So my challenge this week (well, one of them) is to figure out a source control model that supports Continuous Deployment. Continuous Deployment is, of course, the operational model whereby changes to code get deployed automatically (or nearly automatically, for the risk-averse) several/dozens/hundreds of times a day to production environments, in response to a change in the source code or resources or configuration values or persistence structures.
The simplest workflow is:
- Developer commits a change to source
- A continuous integration server picks up the change from the VCS, and runs one or more builds
- The builds pass all the tests
- The CI server or some other process picks up the build artifacts and pushes them to production.
- Repeat!
It gets a little tricky when trying to design the proper VCS workflow. In days past, I’ve worked in a slower environment that was very attentive to VCS workflows, and our process revolved around the so-called stable trunk paradigm: features were developed in branches, and then, during a period of several hours, some manual steps were run to merge tested changes back into the trunk, which was then branched to a “release branch”, from which the actual deployment artifacts were produced. During subsequent feature development, if any production bug were discovered, we’d fix it in the release branch, and merge changes back to trunk and then to all open feature branches.
It worked well, but when faced with the goal of Continuous Deployment, stable trunk seems to be untenable. Automatically managing 3 open release branches per day, 2 of which would be rendered obsolete, seems like a pain in the ass.
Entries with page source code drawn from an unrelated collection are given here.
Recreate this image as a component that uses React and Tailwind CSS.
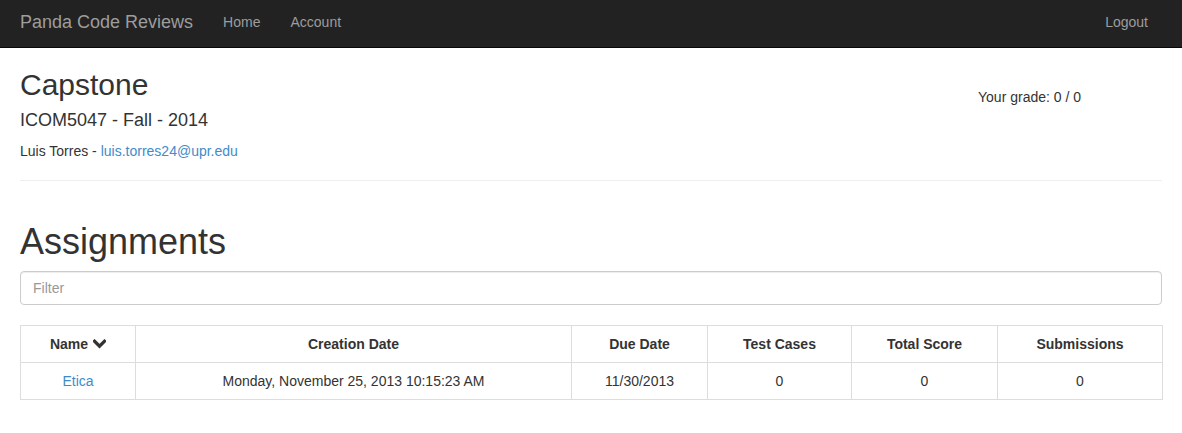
import React from "react";

function Chevron() {
  return (
    <svg width="13" height="10" viewBox="0 0 13 10" className="inline-block ml-[5px] align-[0px]">
      <path d="M1.5 2.2 L6.5 7.2 L11.5 2.2" fill="none" stroke="#333" strokeWidth="3.2" strokeLinecap="square" />
    </svg>
  );
}

export default function App() {
  const font = { fontFamily: '"Liberation Sans", Arial, Helvetica, sans-serif' };
  const cols = [
    { label: "Name", w: "w-[115px]", chevron: true },
    { label: "Creation Date", w: "w-[436px]" },
    { label: "Due Date", w: "w-[136px]" },
    { label: "Test Cases", w: "w-[144px]" },
    { label: "Total Score", w: "w-[146px]" },
    { label: "Submissions", w: "w-[165px]" },
  ];
  return (
    <div style={font} className="min-h-[433px] bg-white text-[#333] text-[14px] leading-[20px]">
      <nav className="h-[48px] bg-[#222] border-b border-[#080808] flex items-center px-[5px] pb-[4px]">
        <span className="px-[15px] text-[18px] text-[#9d9d9d] leading-[20px]">Panda Code Reviews</span>
        <span className="px-[15px] text-[#9d9d9d]">Home</span>
        <span className="px-[15px] text-[#9d9d9d]">Account</span>
        <span className="ml-auto px-[15px] mr-[14px] text-[#9d9d9d]">Logout</span>
      </nav>
      <div className="px-[20px]">
        <div className="flex justify-between">
          <div>
            <h2 className="mt-[20px] mb-[10px] text-[30px] leading-[1.1] font-normal">Capstone</h2>
            <h4 className="mt-[10px] mb-[10px] text-[18px] leading-[1.1] font-normal">ICOM5047 - Fall - 2014</h4>
            <p className="m-0">
              Luis Torres - <span className="text-[#428bca]">luis.torres24@upr.edu</span>
            </p>
          </div>
          <div className="w-[184px] mt-[39px]">Your grade: 0 / 0</div>
        </div>
        <hr className="mt-[19px] mb-[20px] border-0 border-t border-[#eee]" />
        <h1 className="mt-[41px] mb-[10px] text-[36px] leading-[1.1] font-normal">Assignments</h1>
        <div className="h-[34px] border border-[#ccc] rounded-[4px] px-[12px] flex items-center text-[#999] shadow-[inset_0_1px_1px_rgba(0,0,0,0.075)]">
          Filter
        </div>
        <table className="mt-[20px] w-full border-collapse border border-[#ddd] table-fixed">
          <thead>
            <tr>
              {cols.map((c) => (
                <th key={c.label} className={`${c.w} border border-[#ddd] p-[8px] font-bold text-center`}>
                  {c.label}
                  {c.chevron && <Chevron />}
                </th>
              ))}
            </tr>
          </thead>
          <tbody>
            <tr>
              <td className="border border-[#ddd] p-[8px] text-center text-[#428bca]">Etica</td>
              <td className="border border-[#ddd] p-[8px] text-center">Monday, November 25, 2013 10:15:23 AM</td>
              <td className="border border-[#ddd] p-[8px] text-center">11/30/2013</td>
              <td className="border border-[#ddd] p-[8px] text-center">0</td>
              <td className="border border-[#ddd] p-[8px] text-center">0</td>
              <td className="border border-[#ddd] p-[8px] text-center">0</td>
            </tr>
          </tbody>
        </table>
      </div>
    </div>
  );
}
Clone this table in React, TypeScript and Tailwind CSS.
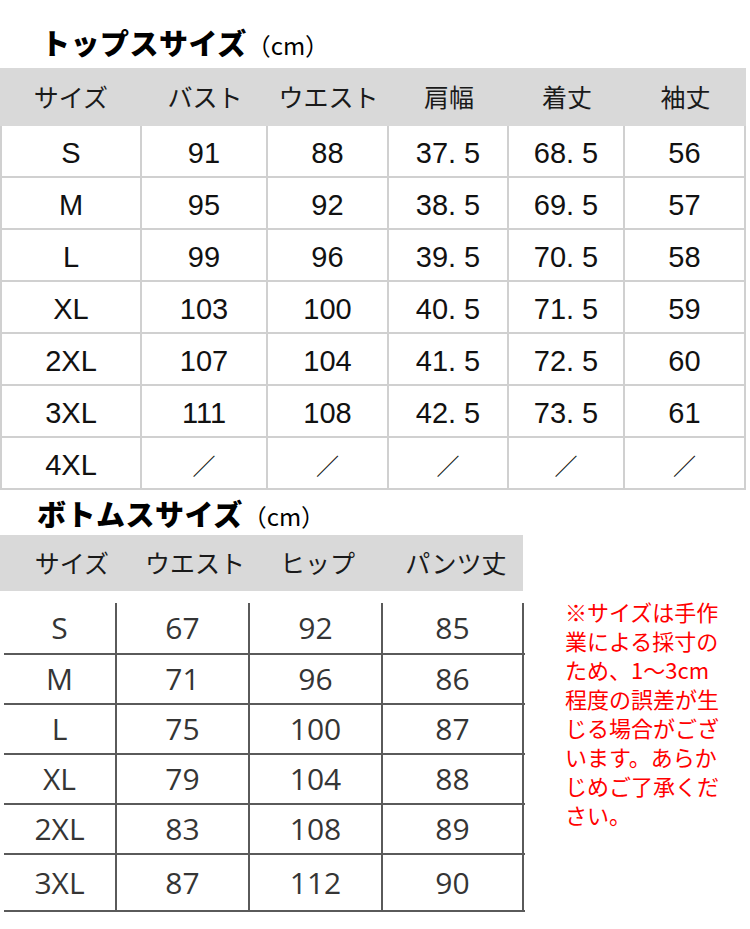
import React from "react";

const tops: string[][] = [
  ["S", "91", "88", "37. 5", "68. 5", "56"],
  ["M", "95", "92", "38. 5", "69. 5", "57"],
  ["L", "99", "96", "39. 5", "70. 5", "58"],
  ["XL", "103", "100", "40. 5", "71. 5", "59"],
  ["2XL", "107", "104", "41. 5", "72. 5", "60"],
  ["3XL", "111", "108", "42. 5", "73. 5", "61"],
  ["4XL", "／", "／", "／", "／", "／"],
];

const topHead = ["サイズ", "バスト", "ウエスト", "肩幅", "着丈", "袖丈"];

const bottoms: string[][] = [
  ["S", "67", "92", "85"],
  ["M", "71", "96", "86"],
  ["L", "75", "100", "87"],
  ["XL", "79", "104", "88"],
  ["2XL", "83", "108", "89"],
  ["3XL", "87", "112", "90"],
];

const bottomHead = ["サイズ", "ウエスト", "ヒップ", "パンツ丈"];

const rowH = ["h-[64px] pt-[12px]", "h-[50px]", "h-[50px]", "h-[50px]", "h-[50px]", "h-[57px]"];

const noteLines = [
  "※サイズは手作",
  "業による採寸の",
  "ため、1～3cm",
  "程度の誤差が生",
  "じる場合がござ",
  "います。あらか",
  "じめご了承くだ",
  "さい。",
];

function Title({ text }: { text: string }) {
  return (
    <div className="flex items-baseline">
      <span className="font-['Noto_Sans_CJK_JP',sans-serif] font-black text-[29px] leading-none tracking-[0.5px] text-black">
        {text}
      </span>
      <span className="font-['Noto_Sans_CJK_JP',sans-serif] font-normal text-[24px] leading-none text-black">
        （cm）
      </span>
    </div>
  );
}

export default function App() {
  return (
    <div className="w-[750px] h-[929px] bg-white overflow-hidden">
      {/* Tops title */}
      <div className="h-[68px] pt-[16px] pl-[41px] flex items-center">
        <Title text="トップスサイズ" />
      </div>

      {/* Tops table */}
      <div className="w-[746px]">
        <div className="h-[58px] bg-[#d9d9d9] grid grid-cols-[142px_126px_121px_120px_116px_121px] font-['Noto_Sans_CJK_JP',sans-serif] text-[25px] text-[#1a1a1a]">
          {topHead.map((h) => (
            <div key={h} className="flex items-center justify-center">
              {h}
            </div>
          ))}
        </div>
        <div className="border-l-2 border-[#d0d0d0]">
          {tops.map((row, i) => (
            <div
              key={i}
              className="h-[52px] grid grid-cols-[140px_126px_121px_120px_116px_121px] border-b-2 border-[#d0d0d0]"
            >
              {row.map((c, j) => (
                <div
                  key={j}
                  className={`border-r-2 border-[#d0d0d0] flex items-center justify-center pt-[4px] leading-none text-[#111] ${
                    c === "／"
                      ? "font-['Noto_Sans_CJK_JP',sans-serif] text-[23px]"
                      : "font-['Liberation_Sans','Noto_Sans_CJK_JP',sans-serif] text-[29px]"
                  }`}
                >
                  {c}
                </div>
              ))}
            </div>
          ))}
        </div>
      </div>

      {/* Bottoms title */}
      <div className="h-[45px] pl-[37px] flex items-center pt-[2px]">
        <Title text="ボトムスサイズ" />
      </div>

      {/* Bottoms table + note */}
      <div className="flex">
        <div className="w-[525px]">
          <div className="w-[523px] h-[56px] bg-[#d9d9d9] grid grid-cols-[144px_102px_143px_134px] font-['Noto_Sans_CJK_JP',sans-serif] text-[25px] text-[#1a1a1a]">
            {bottomHead.map((h) => (
              <div key={h} className="flex items-center justify-center">
                {h}
              </div>
            ))}
          </div>
          <div className="ml-[4px]">
            {bottoms.map((row, i) => (
              <div
                key={i}
                className={`${rowH[i]} grid grid-cols-[113px_133px_133px_141px] border-b-2 border-[#5a5a5a]`}
              >
                {row.map((c, j) => (
                  <div
                    key={j}
                    className="border-r-2 border-[#5a5a5a] flex items-center justify-center font-['Open_Sans',sans-serif] text-[30px] leading-none text-[#353535]"
                  >
                    {c}
                  </div>
                ))}
              </div>
            ))}
          </div>
        </div>
        <div className="pl-[40px] pt-[62px] font-['Noto_Sans_CJK_JP',sans-serif] text-[22px] leading-[29px] text-[#ff0000]">
          {noteLines.map((l) => (
            <div key={l} className="whitespace-nowrap">
              {l}
            </div>
          ))}
        </div>
      </div>
    </div>
  );
}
So, unstable trunk? Trunk always contains releasable code? That makes my gut churn a bit:
- Release A
- Developer “Hacky” commits changes A’, which fails some tests
- While A’ is building and testing, a bug is discovered in A, which requires a fix A’’ to trunk.
- We can’t release A’’ until Developer “Hacky” fixes her problems in A’.
Well, we could, but the mechanism would be back to feature branches, where each feature is developed in a branch, and when done/tested/passed QA, merged back into the trunk.
I still don’t know how to avoid that period of a few minutes where the merge has occurred, but the tests have not yet been confirmed as passing. If we need to fix a bug in production RIGHT NOW that seems like a weak spot, unless we introduce something like:
- branch trunk T to T’
- merge feature branch into T’
- run tests on T’
- merge T’ back to trunk T
but, if someone has committed to T in the meantime, what do you do? Run the whole process over again, I guess. I gets to a point where it’s turtles all the way down.
One thing CD seems to eliminate from discussion is the promotion model, where a human is responsible for deciding when code gets promoted from staging to production. Or, if you have that model, it’s automatic and implicit in the deployment process.
It also means – I think – that you should have feature branches for bigger features, whose code you don’t necessarily want to push to production until the entire feature is complete. I know there’s a whole sub-literature on the topic of introducing “hidden features” into production, which are either partially complete or outright broken, but I don’t like that.
I found a couple articles on Continuous Deployment very worthwhile:
A short non-technical article about Etsy’s CD setup, written by Fred Wilson
The key takeaway from this was that we don’t roll back failures, we fix them. That’s interesting. The calm, dispassionate, conservative part of me quails slightly at the thought of not having the ability to rollback, but…maybe? Maybe?
Eric Ries’s “Continuous Deployment in 5 Easy Steps”
This one has an interesting dimension: stopping the line via a commit check script, e.g. if a build breaks, stop all new commits from happening. VCS-wide, no less. That seems a bit heavy-handed, but it probably results in a very disciplined approach from developers prior to committing anything. To the detriment of speed? Maybe. Hm.
Timothy Fitz on IMVU’s Continuous Deployment process
He talks a bit about a personal bugaboo of mine, the intermittently failing test. I HATE those, and I don’t use the word “hate” lightly. I have spent many man-months of my life figuring out how to write tests (and thus, code) that doesn’t mysteriously blow up in the presence of weird input or context, and I like that he (correctly) notes that as the CD process scales, you MUST address this issue or you will be a dead duck.